First Seven Presidents of the Seventy
- March 1, 1835 – April 6, 1837
- Called by: Joseph Smith
- End reason: Honorably released because he had already been ordained a high priest

Personal details
- Born: January 10, 1797 Lebanon, New Hampshire, United States
- Died: 1873 El Monte, California, United States
- Resting place: Savannah Memorial Park Cemetery 34°04′52″N 118°04′04″W﻿ / ﻿34.0812°N 118.0678°W
- Spouse(s): Elizabeth Manchester
- Parents: Andrew Hazen Aldrich Annis Sweetland

= Hazen Aldrich =

Leader of Latter Day Saint movement (1797–1873)

Hazen Aldrich (January 10, 1797 – 1873) was an early leader in the Latter Day Saint movement. After the death of Joseph Smith, Aldrich went on to lead a small denomination of Latter Day Saints known as the Brewsterites.

== Biography ==
Aldrich was born in Lebanon, New Hampshire to Andrew H. Aldrich and Annis Sweetland. In April or May 1832, Aldrich was taught about the Latter Day Saint movement by missionaries Orson Pratt and Lyman E. Johnson and was baptized in Bath, New Hampshire. Aldrich was baptized at the same time as future apostle and member of the First Presidency Amasa M. Lyman.

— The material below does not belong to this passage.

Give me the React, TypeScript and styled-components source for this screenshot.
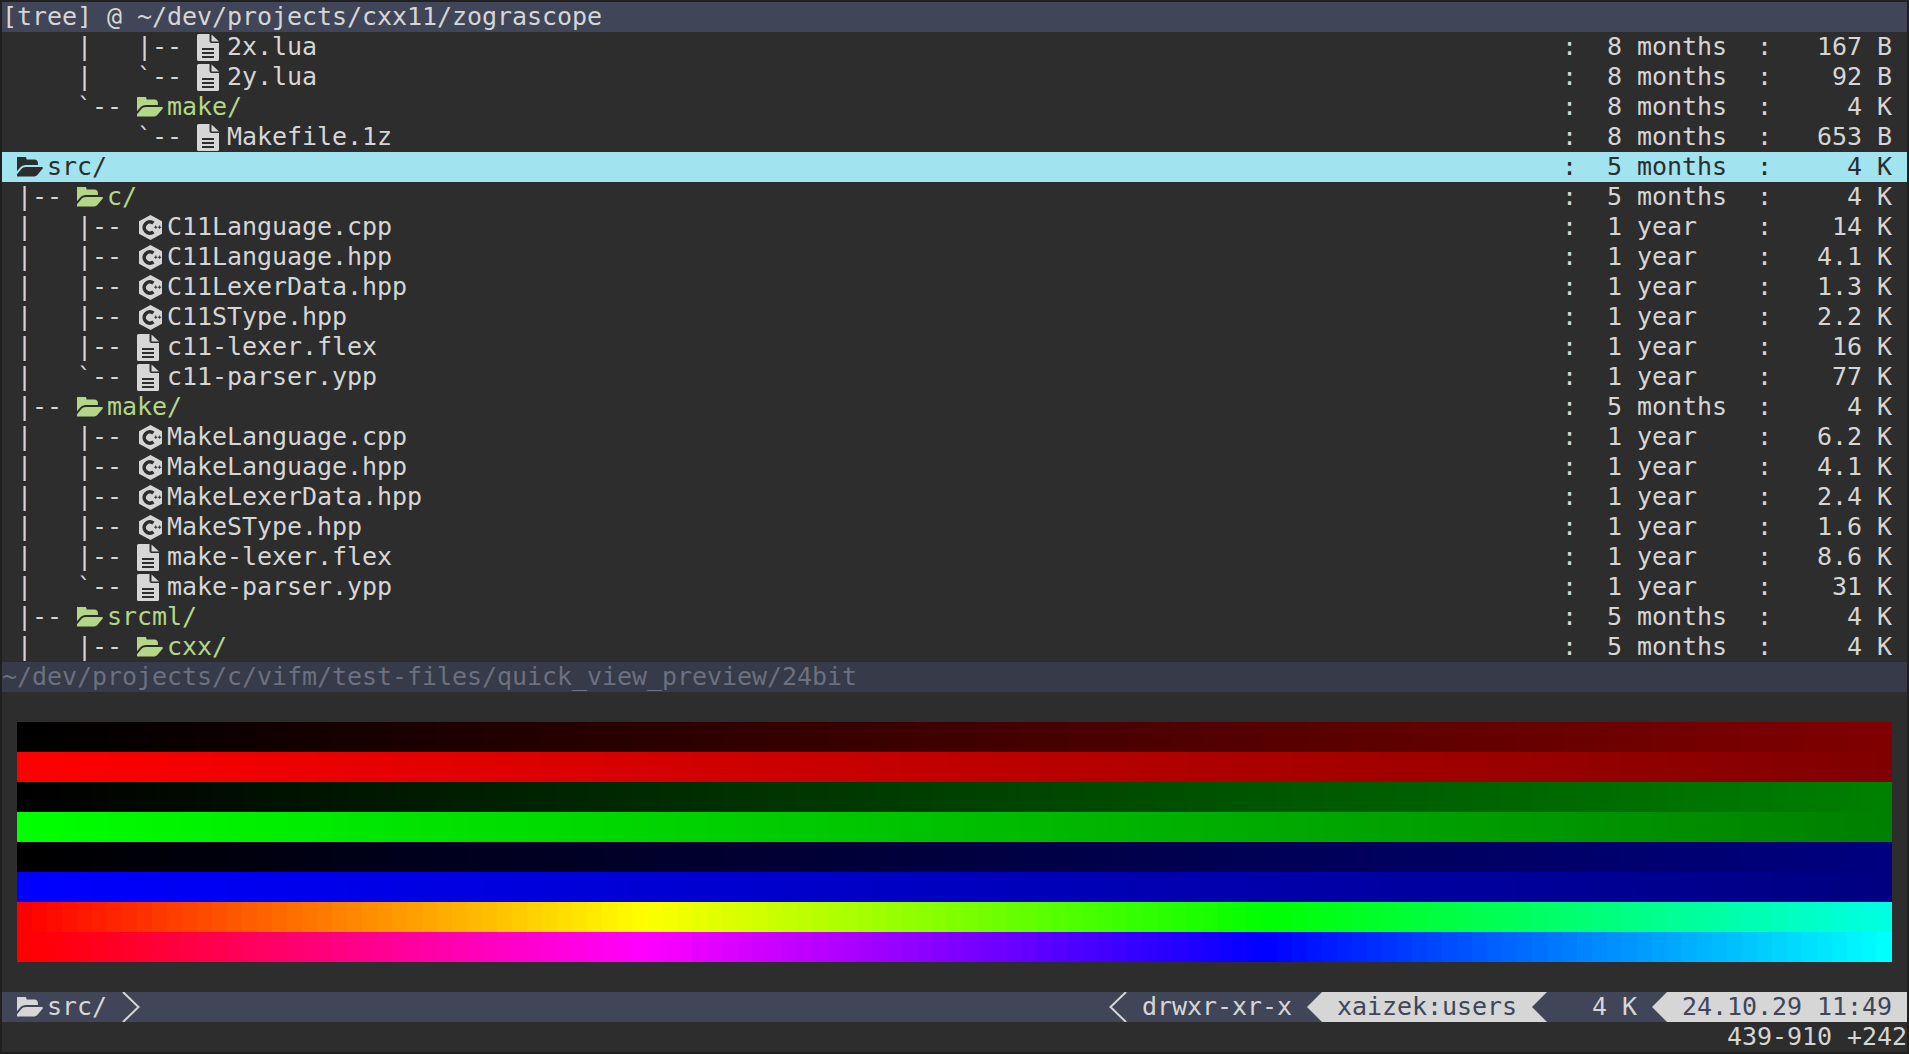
import React from "react";
import styled, { createGlobalStyle } from "styled-components";

const CELL = 15;

const Global = createGlobalStyle`
  html, body { margin: 0; padding: 0; background: #202020; overflow: hidden; }
  #root { width: 1909px; height: 1054px; }
`;

const Screen = styled.div`
  box-sizing: border-box;
  width: 1909px;
  height: 1054px;
  padding: 2px;
  background: #202020;
`;

const Terminal = styled.div`
  display: flex;
  flex-direction: column;
  width: 1905px;
  height: 1050px;
  background: #2d2d2d;
  color: #d6d6d6;
  font-family: "DejaVu Sans Mono", monospace;
  font-size: 25px;
  line-height: 30px;
  letter-spacing: -0.05px;
  white-space: pre;
  overflow: hidden;
`;

const TitleBar = styled.div`
  height: 30px;
  background: #404557;
  flex: none;
`;

const FileList = styled.div`
  display: flex;
  flex-direction: column;
  flex: none;
`;

const Row = styled.div<{ $active?: boolean }>`
  display: grid;
  grid-template-columns: 1545px 45px 150px 15px 120px;
  height: 30px;
  padding: 0 15px;
  background: ${(p) => (p.$active ? "#a1e3ef" : "transparent")};
  color: ${(p) => (p.$active ? "#2d2d2d" : "#d6d6d6")};
`;

const NameCell = styled.div`
  display: flex;
  align-items: center;
  height: 30px;
`;

const Name = styled.span<{ $dir?: boolean; $active?: boolean }>`
  color: ${(p) => (p.$active ? "#2d2d2d" : p.$dir ? "#b4d787" : "inherit")};
`;

const IconSlot = styled.span`
  display: flex;
  align-items: center;
  width: 30px;
  height: 30px;
  flex: none;
`;

const Size = styled.div`
  text-align: right;
`;

const PathBar = styled.div`
  height: 30px;
  flex: none;
  background: #363a49;
  color: #6c7080;
`;

const Preview = styled.div`
  display: flex;
  flex-direction: column;
  height: 240px;
  padding: 30px 15px;
  flex: none;
`;

const Band = styled.div`
  height: 30px;
  flex: none;
`;

const StatusBar = styled.div`
  display: flex;
  height: 30px;
  flex: none;
  background: #404557;
  color: #d6d6d6;
`;

const StatusLeft = styled.div`
  display: flex;
  align-items: center;
  padding-left: 15px;
`;

const ThinGlyph = styled.svg`
  display: block;
  width: 18px;
  height: 30px;
  flex: none;
`;

const CurrentName = styled.span`
  width: 75px;
`;

const StatusRight = styled.div`
  display: flex;
  margin-left: auto;
`;

const Perms = styled.span`
  width: 165px;
  padding-left: 15px;
`;

const Arrow = styled.svg<{ $back: string }>`
  display: block;
  width: 15px;
  height: 30px;
  flex: none;
  background: ${(p) => p.$back};
`;

const LightSegment = styled.span<{ $width: number }>`
  box-sizing: border-box;
  width: ${(p) => p.$width}px;
  padding-left: 15px;
  background: #d6d6d6;
  color: #404557;
`;

const SizeSegment = styled.span`
  box-sizing: border-box;
  width: 105px;
  padding-right: 15px;
  text-align: right;
`;

const InfoLine = styled.div`
  height: 30px;
  flex: none;
  text-align: right;
`;

const FolderSvg = styled.svg`
  display: block;
  width: 26px;
  height: 20px;
`;

const FileSvg = styled.svg`
  display: block;
  width: 22px;
  height: 27px;
`;

const CppSvg = styled.svg`
  display: block;
  width: 25px;
  height: 25px;
  margin-left: 2px;
`;

const FolderIcon = ({ color }: { color: string }) => (
  <FolderSvg viewBox="128 256 1752 1280" fill={color}>
    <path d="M1879 952q0 31-31 66l-336 396q-43 51-120.5 86.5t-143.5 35.5h-1088q-34 0-60.5-13t-26.5-43q0-31 31-66l336-396q43-51 120.5-86.5t143.5-35.5h1088q34 0 60.5 13t26.5 43zm-343-344v160h-832q-94 0-197 47.5t-164 119.5l-337 396-5 6q0-4-.5-12.5t-.5-12.5v-960q0-92 66-158t158-66h320q92 0 158 66t66 158v32h544q92 0 158 66t66 158z" />
  </FolderSvg>
);

const FileIcon = () => (
  <FileSvg viewBox="0 0 22 27">
    <path
      fill="#d6d6d6"
      d="M0 1.5Q0 0 1.5 0H12.5V7Q12.5 9 14.5 9H22V25.5Q22 27 20.5 27H1.5Q0 27 0 25.5Z"
    />
    <path fill="#d6d6d6" d="M14.5 0.5L22 7.5H14.5Z" />
    <path fill="#2d2d2d" d="M5 14h12v2H5zM5 18h12v2H5zM5 22h12v2H5z" />
  </FileSvg>
);

const CppIcon = () => (
  <CppSvg viewBox="0 0 25 25">
    <path fill="#d6d6d6" d="M11.5 0L23 6.25V18.75L11.5 25L0 18.75V6.25Z" />
    <path fill="none" stroke="#2d2d2d" strokeWidth="3.6" d="M14.4 8.2A5.6 5.6 0 1 0 14.4 16.8" />
    <path fill="#2d2d2d" d="M15.2 11.7h1.1v-1.1h1v1.1h1.1v1h-1.1v1.1h-1v-1.1h-1.1zM19 11.7h1.1v-1.1h1v1.1h1.1v1h-1.1v1.1h-1v-1.1H19z" />
  </CppSvg>
);

type Kind = "dir" | "file" | "cpp";

interface Entry {
  prefix: string;
  kind: Kind;
  name: string;
  time: string;
  size: string;
  active?: boolean;
}

const entries: Entry[] = [
  { prefix: "    |   |-- ", kind: "file", name: "2x.lua", time: "8 months", size: "167 B" },
  { prefix: "    |   `-- ", kind: "file", name: "2y.lua", time: "8 months", size: "92 B" },
  { prefix: "    `-- ", kind: "dir", name: "make/", time: "8 months", size: "4 K" },
  { prefix: "        `-- ", kind: "file", name: "Makefile.1z", time: "8 months", size: "653 B" },
  { prefix: "", kind: "dir", name: "src/", time: "5 months", size: "4 K", active: true },
  { prefix: "|-- ", kind: "dir", name: "c/", time: "5 months", size: "4 K" },
  { prefix: "|   |-- ", kind: "cpp", name: "C11Language.cpp", time: "1 year", size: "14 K" },
  { prefix: "|   |-- ", kind: "cpp", name: "C11Language.hpp", time: "1 year", size: "4.1 K" },
  { prefix: "|   |-- ", kind: "cpp", name: "C11LexerData.hpp", time: "1 year", size: "1.3 K" },
  { prefix: "|   |-- ", kind: "cpp", name: "C11SType.hpp", time: "1 year", size: "2.2 K" },
  { prefix: "|   |-- ", kind: "file", name: "c11-lexer.flex", time: "1 year", size: "16 K" },
  { prefix: "|   `-- ", kind: "file", name: "c11-parser.ypp", time: "1 year", size: "77 K" },
  { prefix: "|-- ", kind: "dir", name: "make/", time: "5 months", size: "4 K" },
  { prefix: "|   |-- ", kind: "cpp", name: "MakeLanguage.cpp", time: "1 year", size: "6.2 K" },
  { prefix: "|   |-- ", kind: "cpp", name: "MakeLanguage.hpp", time: "1 year", size: "4.1 K" },
  { prefix: "|   |-- ", kind: "cpp", name: "MakeLexerData.hpp", time: "1 year", size: "2.4 K" },
  { prefix: "|   |-- ", kind: "cpp", name: "MakeSType.hpp", time: "1 year", size: "1.6 K" },
  { prefix: "|   |-- ", kind: "file", name: "make-lexer.flex", time: "1 year", size: "8.6 K" },
  { prefix: "|   `-- ", kind: "file", name: "make-parser.ypp", time: "1 year", size: "31 K" },
  { prefix: "|-- ", kind: "dir", name: "srcml/", time: "5 months", size: "4 K" },
  { prefix: "|   |-- ", kind: "dir", name: "cxx/", time: "5 months", size: "4 K" },
];

type RGB = [number, number, number];

const bands: RGB[][] = [
  [[0, 0, 0], [128, 0, 0]],
  [[255, 0, 0], [128, 0, 0]],
  [[0, 0, 0], [0, 128, 0]],
  [[0, 255, 0], [0, 128, 0]],
  [[0, 0, 0], [0, 0, 128]],
  [[0, 0, 255], [0, 0, 128]],
  [[255, 0, 0], [255, 255, 0], [0, 255, 0], [0, 255, 225]],
  [[255, 0, 0], [255, 0, 255], [0, 0, 255], [0, 255, 255]],
];

const COLS = 125;

const colorAt = (stops: RGB[], t: number) => {
  const scaled = t * (stops.length - 1);
  const i = Math.min(Math.floor(scaled), stops.length - 2);
  const f = scaled - i;
  const c = [0, 1, 2].map((k) => Math.round(stops[i][k] + (stops[i + 1][k] - stops[i][k]) * f));
  return `rgb(${c.join(",")})`;
};

const steppedGradient = (stops: RGB[]) => {
  const parts: string[] = [];
  for (let i = 0; i < COLS; i++) {
    const color = colorAt(stops, i / (COLS - 1));
    parts.push(`${color} ${i * CELL}px ${(i + 1) * CELL}px`);
  }
  return `linear-gradient(to right, ${parts.join(",")})`;
};

const renderIcon = (e: Entry) => {
  if (e.kind === "dir") return <FolderIcon color={e.active ? "#2d2d2d" : "#b4d787"} />;
  if (e.kind === "cpp") return <CppIcon />;
  return <FileIcon />;
};

export default function App() {
  return (
    <Screen>
      <Global />
      <Terminal>
        <TitleBar>[tree] @ ~/dev/projects/cxx11/zograscope</TitleBar>
        <FileList>
          {entries.map((e, i) => (
            <Row key={i} $active={e.active}>
              <NameCell>
                <span>{e.prefix}</span>
                <IconSlot>{renderIcon(e)}</IconSlot>
                <Name $dir={e.kind === "dir"} $active={e.active}>{e.name}</Name>
              </NameCell>
              <span>:</span>
              <span>{e.time}</span>
              <span>:</span>
              <Size>{e.size}</Size>
            </Row>
          ))}
        </FileList>
        <PathBar>~/dev/projects/c/vifm/test-files/quick_view_preview/24bit</PathBar>
        <Preview>
          {bands.map((b, i) => (
            <Band key={i} style={{ backgroundImage: steppedGradient(b) }} />
          ))}
        </Preview>
        <StatusBar>
          <StatusLeft>
            <IconSlot><FolderIcon color="#d6d6d6" /></IconSlot>
            <CurrentName>src/</CurrentName>
            <ThinGlyph viewBox="0 0 18 30">
              <path d="M1 0L16.5 15L1 30" fill="none" stroke="#d6d6d6" strokeWidth="2" />
            </ThinGlyph>
          </StatusLeft>
          <StatusRight>
            <ThinGlyph viewBox="0 0 18 30">
              <path d="M17 0L1.5 15L17 30" fill="none" stroke="#d6d6d6" strokeWidth="2" />
            </ThinGlyph>
            <Perms>drwxr-xr-x</Perms>
            <Arrow $back="#404557" viewBox="0 0 15 30"><path fill="#d6d6d6" d="M15 0L0 15L15 30Z" /></Arrow>
            <LightSegment $width={210}>xaizek:users</LightSegment>
            <Arrow $back="#d6d6d6" viewBox="0 0 15 30"><path fill="#404557" d="M15 0L0 15L15 30Z" /></Arrow>
            <SizeSegment>4 K</SizeSegment>
            <Arrow $back="#404557" viewBox="0 0 15 30"><path fill="#d6d6d6" d="M15 0L0 15L15 30Z" /></Arrow>
            <LightSegment $width={240}>24.10.29 11:49</LightSegment>
          </StatusRight>
        </StatusBar>
        <InfoLine>439-910 +242</InfoLine>
      </Terminal>
    </Screen>
  );
}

On July 4, 1832, Aldrich was given the Melchizedek priesthood and ordained to the office of elder by Pratt. On June 8, 1833, Pratt ordained him a high priest. In 1834, Aldrich participated in the Zion's Camp expedition to Missouri.

On February 28, 1835, Joseph Smith ordained Aldrich to the office of seventy and chose him as the presiding president of the newly organized First Quorum of Seventy. However, when it was discovered by Smith that Aldrich had previously been ordained a high priest, he asked Aldrich to stand down from his position and join the quorum of high priests. Aldrich did so on April 6, 1837, which left Joseph Young as the presiding president of the Seventy.

In 1836, Aldrich was the first Mormon missionary to preach in Lower Canada, in what today is the province of Quebec. Aldrich apostatized from the church in 1837 in Kirtland, Ohio.

=== Brewsterites ===
After the succession crisis, Aldrich joined the church led by James Strang. On December 16, 1846, Strang excommunicated Aldrich from the church for incest with his daughter, either Betsy or Louisa. In November 1847, Aldrich became a member of the Church of Christ (Whitmerite). After this denomination died, Aldrich and James C. Brewster created the Church of Christ (Brewsterite) in 1848. On September 29, 1849, Aldrich became the president of this Latter Day Saint denomination, and edited a Brewsterite periodical entitled the Olive Branch. In August 1850, Brewster led about 85 of his followers (including Hazen Aldrich's pregnant daughter, Betsy Aldrich Wilder and her family) from Independence, Missouri, to the edenic "Land of Bashan" that Brewster had seen in visions, lying at the confluence of the Gila and Colorado rivers, in the southwestern United States. Inadequate preparation and lack of supplies along the route led to dissension in the group. One dissenting family, the Oatmans, split from the main body of migrants, and were mostly slain by Yavapai Indians. Two surviving young girls were held in captivity several years, one eventually starving to death. Olive Oatman, however, survived and was eventually recovered from the Mohave tribe, who had gotten her from the Yavapai. Betsy and her husband were also dissenters from the group but made it safely to Los Angeles, California, where she divorced her husband in February 1853 and married Wesley Fielding Gibson and raised more children.

=== Death ===
Aldrich, who did not follow Brewster to Arizona, resigned his position as church president in January 1853, and emigrated to California to support his daughter Betsy through her divorce, and to live with his other daughter, Louisa Aldrich Geary and her family, in El Monte, Los Angeles, California. Aldrich died in El Monte in 1873, and was buried in Rosemead, California, at Savannah Memorial Park.